Season's Greeting to everybody, and Peace on Earth!

welcome to our little site. congrats(i hope) on your new baby. i agree, anybody who gets to drive a MDX or a RX or a ML on a regular basis is doing allright. u can't really complain.

GG rules:D
To clarify, I didn't mean to suggest that the RX was peppier than than the MDX; but it's definitely peppier than the ML320. The left foot and noise issues are peculiar to the MDX, though.

I'm leery of buying any new models, even a Lexus, so waiting for the new models means waiting for more than a year. And the lease is up on my wife's Jeep in two months, so I really don't have a choice. I think this will be big enough for our needs. Time will tell, I suppose....
Both ML and MDX have been to the dealer on several instances.

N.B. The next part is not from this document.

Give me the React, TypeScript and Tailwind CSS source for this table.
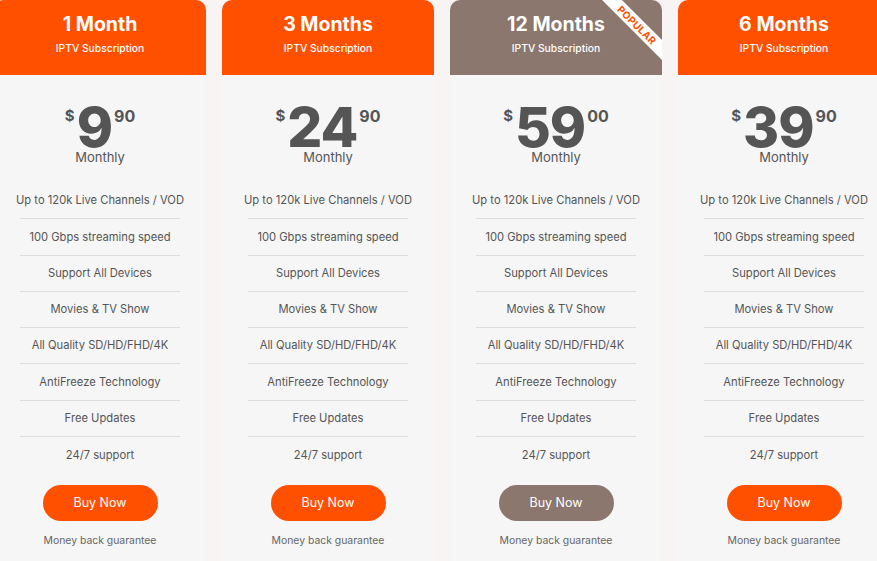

I guess quality is a issue of comparison and is relative to what you are comparing it to. IMO, the MDX is up to standard with Acura quality but I'm one of those people who wonder if quality would have been a hair higher if the MDX was assembled in Japan.

There was a thread on this. I think it is not a matter of the MDX being built in Japan or Canada...I think it is which plant the car is being built. Keep in mind the Acura MDX shares the same structural platform as the Honda Oddyssey. Furthermore, the Acura MDX also shares the same production line as the Honda Oddyssey...Hence...making the Acura MDX and the Honda Odyssey a VERY high demand vehicle because of the low production versus the demand.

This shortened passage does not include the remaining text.